Task directions: Wherever a line in the data below holds "styles", copy that line.

Listed records:
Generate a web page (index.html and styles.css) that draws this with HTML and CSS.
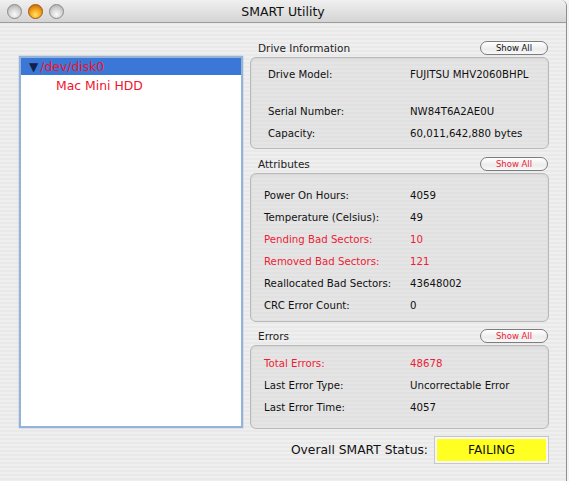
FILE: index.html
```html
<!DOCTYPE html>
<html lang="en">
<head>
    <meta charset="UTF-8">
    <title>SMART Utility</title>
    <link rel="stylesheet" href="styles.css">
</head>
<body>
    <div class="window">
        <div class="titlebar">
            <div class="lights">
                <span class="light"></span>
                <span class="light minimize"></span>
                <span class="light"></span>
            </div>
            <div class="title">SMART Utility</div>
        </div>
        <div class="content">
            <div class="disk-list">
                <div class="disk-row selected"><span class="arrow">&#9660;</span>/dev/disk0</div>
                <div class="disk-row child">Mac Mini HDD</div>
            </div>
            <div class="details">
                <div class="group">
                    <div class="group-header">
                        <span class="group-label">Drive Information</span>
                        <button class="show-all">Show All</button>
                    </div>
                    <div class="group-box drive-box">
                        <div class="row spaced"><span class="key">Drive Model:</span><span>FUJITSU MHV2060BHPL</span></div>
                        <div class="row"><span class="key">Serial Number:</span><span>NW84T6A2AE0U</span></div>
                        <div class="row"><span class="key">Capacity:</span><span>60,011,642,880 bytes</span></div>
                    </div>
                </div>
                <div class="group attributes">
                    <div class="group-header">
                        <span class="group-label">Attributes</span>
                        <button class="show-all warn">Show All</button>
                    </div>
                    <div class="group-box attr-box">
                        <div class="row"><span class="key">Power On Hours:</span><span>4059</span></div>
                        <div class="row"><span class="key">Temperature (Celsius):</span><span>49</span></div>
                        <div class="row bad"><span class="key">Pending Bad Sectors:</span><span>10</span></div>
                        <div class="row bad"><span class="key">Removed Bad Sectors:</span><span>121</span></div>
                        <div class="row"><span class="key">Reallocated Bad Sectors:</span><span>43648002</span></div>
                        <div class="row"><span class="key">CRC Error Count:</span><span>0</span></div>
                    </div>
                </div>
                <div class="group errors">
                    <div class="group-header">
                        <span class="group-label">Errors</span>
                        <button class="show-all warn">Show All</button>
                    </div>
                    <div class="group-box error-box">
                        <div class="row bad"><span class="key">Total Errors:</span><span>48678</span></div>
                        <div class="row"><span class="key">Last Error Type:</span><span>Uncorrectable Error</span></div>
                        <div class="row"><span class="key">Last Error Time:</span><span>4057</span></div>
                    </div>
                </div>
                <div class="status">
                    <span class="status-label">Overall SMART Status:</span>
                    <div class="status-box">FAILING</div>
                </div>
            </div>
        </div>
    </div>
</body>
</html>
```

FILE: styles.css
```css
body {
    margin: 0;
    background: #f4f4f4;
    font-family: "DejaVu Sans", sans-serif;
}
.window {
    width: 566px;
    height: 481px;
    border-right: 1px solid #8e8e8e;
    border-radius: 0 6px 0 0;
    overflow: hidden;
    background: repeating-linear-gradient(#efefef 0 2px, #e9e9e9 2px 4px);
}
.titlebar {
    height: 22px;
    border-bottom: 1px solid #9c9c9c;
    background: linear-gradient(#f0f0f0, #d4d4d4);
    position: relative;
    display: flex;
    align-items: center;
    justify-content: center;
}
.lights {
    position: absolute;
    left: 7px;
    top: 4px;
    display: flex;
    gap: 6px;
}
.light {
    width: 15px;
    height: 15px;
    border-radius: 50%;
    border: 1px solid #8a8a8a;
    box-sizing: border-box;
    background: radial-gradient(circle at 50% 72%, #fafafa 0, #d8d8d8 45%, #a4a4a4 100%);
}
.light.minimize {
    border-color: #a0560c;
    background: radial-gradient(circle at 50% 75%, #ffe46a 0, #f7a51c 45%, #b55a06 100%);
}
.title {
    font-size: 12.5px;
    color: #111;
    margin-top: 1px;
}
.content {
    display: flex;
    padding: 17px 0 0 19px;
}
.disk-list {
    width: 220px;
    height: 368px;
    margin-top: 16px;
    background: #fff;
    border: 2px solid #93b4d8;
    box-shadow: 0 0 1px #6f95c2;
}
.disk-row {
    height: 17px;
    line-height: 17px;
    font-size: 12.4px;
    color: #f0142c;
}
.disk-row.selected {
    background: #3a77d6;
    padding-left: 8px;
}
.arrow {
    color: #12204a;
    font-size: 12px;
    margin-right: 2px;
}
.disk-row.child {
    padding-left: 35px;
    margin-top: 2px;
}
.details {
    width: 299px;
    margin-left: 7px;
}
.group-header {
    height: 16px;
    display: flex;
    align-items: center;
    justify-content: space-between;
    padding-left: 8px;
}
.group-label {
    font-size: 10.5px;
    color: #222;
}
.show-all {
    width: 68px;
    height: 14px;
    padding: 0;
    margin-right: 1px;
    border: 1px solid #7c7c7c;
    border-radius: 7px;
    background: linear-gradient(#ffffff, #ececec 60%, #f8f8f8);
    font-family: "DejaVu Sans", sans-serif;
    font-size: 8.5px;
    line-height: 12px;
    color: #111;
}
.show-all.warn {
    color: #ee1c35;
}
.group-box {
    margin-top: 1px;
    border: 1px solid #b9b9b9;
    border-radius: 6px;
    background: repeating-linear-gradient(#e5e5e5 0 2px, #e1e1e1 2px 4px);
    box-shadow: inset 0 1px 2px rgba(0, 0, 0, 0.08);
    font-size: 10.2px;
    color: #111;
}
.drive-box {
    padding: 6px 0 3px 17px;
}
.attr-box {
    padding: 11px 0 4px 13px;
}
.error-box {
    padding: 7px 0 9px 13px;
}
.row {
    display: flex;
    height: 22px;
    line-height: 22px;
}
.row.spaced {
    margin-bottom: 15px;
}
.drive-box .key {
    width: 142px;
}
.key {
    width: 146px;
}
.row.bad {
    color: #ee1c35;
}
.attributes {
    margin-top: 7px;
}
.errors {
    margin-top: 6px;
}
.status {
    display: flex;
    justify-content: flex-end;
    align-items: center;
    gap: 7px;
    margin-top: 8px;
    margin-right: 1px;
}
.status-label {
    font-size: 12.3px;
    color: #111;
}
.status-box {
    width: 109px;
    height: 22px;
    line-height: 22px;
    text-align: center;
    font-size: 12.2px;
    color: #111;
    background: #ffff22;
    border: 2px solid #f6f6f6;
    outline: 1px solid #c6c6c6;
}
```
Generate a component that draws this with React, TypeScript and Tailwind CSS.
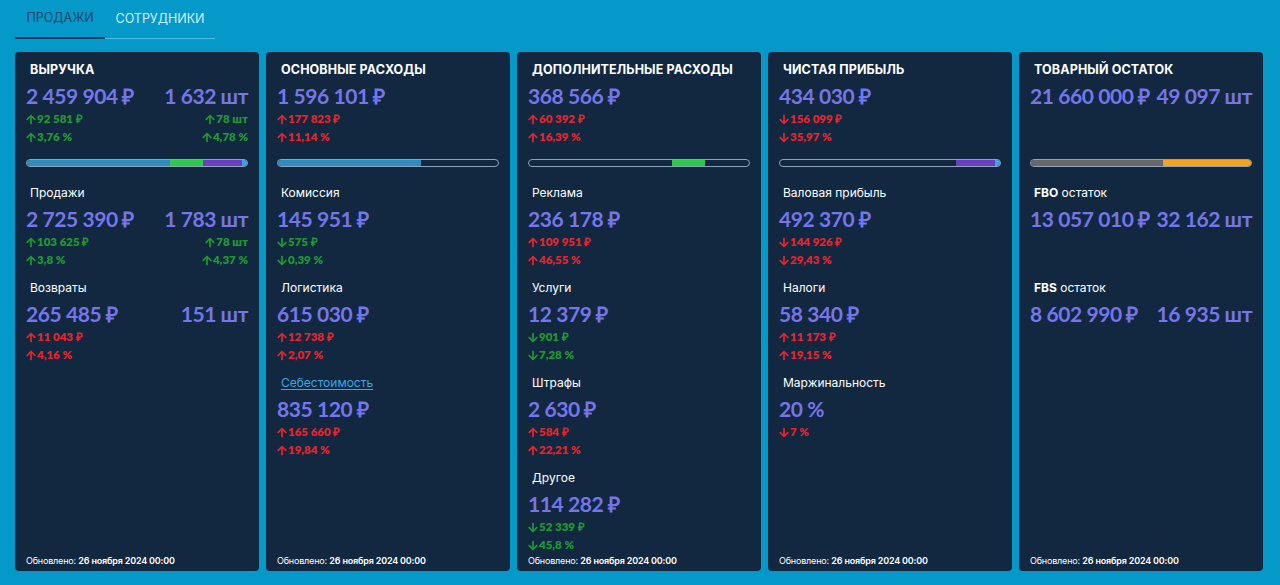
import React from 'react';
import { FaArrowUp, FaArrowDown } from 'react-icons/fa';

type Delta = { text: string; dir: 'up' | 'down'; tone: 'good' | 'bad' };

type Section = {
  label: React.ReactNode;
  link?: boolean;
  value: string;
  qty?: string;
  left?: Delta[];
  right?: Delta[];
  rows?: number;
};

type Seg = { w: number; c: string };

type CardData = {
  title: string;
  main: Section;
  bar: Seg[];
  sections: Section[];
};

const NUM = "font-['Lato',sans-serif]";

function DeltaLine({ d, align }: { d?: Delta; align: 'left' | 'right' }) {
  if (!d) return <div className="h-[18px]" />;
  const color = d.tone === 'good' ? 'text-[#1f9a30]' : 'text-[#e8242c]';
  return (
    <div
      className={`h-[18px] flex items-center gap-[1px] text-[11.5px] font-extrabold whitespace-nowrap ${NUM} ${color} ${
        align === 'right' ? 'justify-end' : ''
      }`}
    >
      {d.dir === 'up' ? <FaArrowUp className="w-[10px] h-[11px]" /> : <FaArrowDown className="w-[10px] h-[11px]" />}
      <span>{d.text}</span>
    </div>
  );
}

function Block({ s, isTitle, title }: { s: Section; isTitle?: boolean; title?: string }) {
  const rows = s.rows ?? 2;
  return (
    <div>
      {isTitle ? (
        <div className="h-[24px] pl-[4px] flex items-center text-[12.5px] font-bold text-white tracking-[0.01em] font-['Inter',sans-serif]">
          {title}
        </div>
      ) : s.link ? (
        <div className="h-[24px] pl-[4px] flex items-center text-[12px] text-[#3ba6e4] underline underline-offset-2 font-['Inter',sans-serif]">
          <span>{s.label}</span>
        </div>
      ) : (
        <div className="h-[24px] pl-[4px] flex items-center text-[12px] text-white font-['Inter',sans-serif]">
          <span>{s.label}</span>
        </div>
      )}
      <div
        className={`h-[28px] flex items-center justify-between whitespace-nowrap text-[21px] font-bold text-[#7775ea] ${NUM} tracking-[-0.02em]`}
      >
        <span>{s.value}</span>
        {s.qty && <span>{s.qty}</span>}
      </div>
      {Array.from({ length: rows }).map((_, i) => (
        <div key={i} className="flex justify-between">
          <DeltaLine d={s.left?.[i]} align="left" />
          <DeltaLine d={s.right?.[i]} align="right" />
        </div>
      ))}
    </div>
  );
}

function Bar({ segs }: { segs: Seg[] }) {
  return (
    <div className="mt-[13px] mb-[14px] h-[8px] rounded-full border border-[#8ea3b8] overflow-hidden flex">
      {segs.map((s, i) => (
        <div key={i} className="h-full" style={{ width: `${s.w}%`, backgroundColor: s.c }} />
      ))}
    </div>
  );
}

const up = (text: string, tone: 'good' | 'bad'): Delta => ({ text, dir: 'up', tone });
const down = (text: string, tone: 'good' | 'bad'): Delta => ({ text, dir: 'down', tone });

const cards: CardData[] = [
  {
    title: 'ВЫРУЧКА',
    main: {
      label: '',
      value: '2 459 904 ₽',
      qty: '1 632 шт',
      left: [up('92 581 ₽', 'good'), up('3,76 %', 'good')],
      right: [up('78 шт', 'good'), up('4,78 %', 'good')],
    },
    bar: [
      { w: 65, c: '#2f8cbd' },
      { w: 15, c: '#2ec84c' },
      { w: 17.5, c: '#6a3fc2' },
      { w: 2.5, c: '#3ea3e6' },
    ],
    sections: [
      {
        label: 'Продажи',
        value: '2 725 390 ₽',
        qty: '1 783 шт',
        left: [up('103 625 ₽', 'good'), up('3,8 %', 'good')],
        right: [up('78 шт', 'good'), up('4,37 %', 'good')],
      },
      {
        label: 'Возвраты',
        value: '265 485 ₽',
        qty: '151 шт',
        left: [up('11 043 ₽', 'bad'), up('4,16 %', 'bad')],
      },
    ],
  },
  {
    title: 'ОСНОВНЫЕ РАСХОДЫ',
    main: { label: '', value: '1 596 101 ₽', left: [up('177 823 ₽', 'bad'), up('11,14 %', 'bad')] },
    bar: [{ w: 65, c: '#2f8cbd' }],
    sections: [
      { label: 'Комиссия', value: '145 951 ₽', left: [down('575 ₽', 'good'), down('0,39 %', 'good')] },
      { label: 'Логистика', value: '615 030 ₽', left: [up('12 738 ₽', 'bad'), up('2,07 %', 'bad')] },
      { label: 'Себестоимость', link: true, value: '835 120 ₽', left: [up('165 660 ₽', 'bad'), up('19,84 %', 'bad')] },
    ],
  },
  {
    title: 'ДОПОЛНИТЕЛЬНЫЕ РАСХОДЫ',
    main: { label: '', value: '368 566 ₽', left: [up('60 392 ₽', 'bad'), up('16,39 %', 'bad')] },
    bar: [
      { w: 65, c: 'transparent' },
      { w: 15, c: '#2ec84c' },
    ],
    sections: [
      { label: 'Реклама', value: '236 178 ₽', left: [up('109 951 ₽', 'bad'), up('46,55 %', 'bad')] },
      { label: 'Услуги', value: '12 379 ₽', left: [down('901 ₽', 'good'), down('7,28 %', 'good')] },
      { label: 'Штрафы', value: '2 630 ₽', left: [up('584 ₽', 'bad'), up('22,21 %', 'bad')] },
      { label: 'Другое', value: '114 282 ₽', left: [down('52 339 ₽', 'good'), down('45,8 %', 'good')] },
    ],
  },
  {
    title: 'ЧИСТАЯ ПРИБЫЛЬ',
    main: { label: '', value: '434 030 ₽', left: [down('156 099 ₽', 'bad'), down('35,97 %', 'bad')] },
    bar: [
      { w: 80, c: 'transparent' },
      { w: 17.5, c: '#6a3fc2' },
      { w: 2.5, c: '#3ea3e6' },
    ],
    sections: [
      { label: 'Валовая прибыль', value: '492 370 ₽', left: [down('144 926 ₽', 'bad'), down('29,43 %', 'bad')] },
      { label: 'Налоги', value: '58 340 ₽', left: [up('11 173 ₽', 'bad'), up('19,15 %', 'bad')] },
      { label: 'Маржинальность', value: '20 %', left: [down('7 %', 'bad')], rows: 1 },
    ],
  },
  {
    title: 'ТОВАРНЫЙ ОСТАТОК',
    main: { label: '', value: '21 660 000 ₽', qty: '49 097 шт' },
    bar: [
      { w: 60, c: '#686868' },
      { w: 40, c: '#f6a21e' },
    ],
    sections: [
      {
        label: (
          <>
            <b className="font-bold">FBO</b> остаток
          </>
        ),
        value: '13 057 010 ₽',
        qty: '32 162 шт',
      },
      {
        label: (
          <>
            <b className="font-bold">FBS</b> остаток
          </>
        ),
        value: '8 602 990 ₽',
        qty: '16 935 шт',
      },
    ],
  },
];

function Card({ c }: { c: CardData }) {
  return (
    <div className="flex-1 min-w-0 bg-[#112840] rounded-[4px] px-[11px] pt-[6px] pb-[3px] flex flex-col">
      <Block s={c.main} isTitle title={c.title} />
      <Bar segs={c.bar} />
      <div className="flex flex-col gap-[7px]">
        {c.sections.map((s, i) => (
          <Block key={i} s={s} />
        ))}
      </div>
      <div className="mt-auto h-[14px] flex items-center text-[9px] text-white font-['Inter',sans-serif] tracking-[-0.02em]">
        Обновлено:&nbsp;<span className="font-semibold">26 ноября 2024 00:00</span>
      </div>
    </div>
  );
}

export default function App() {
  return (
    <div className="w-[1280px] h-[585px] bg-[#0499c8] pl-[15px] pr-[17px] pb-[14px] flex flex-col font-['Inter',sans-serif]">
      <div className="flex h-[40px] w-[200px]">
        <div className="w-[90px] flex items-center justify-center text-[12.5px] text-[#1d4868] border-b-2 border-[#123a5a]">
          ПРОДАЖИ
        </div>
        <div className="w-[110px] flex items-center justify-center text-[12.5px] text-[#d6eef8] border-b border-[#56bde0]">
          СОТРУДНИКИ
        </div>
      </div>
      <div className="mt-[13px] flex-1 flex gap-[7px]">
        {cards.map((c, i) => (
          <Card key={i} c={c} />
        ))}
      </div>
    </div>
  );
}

Answer for the task:
Generate a web page (index.html and styles.css) that draws this with HTML and CSS.
    <link rel="stylesheet" href="styles.css">
FILE: styles.css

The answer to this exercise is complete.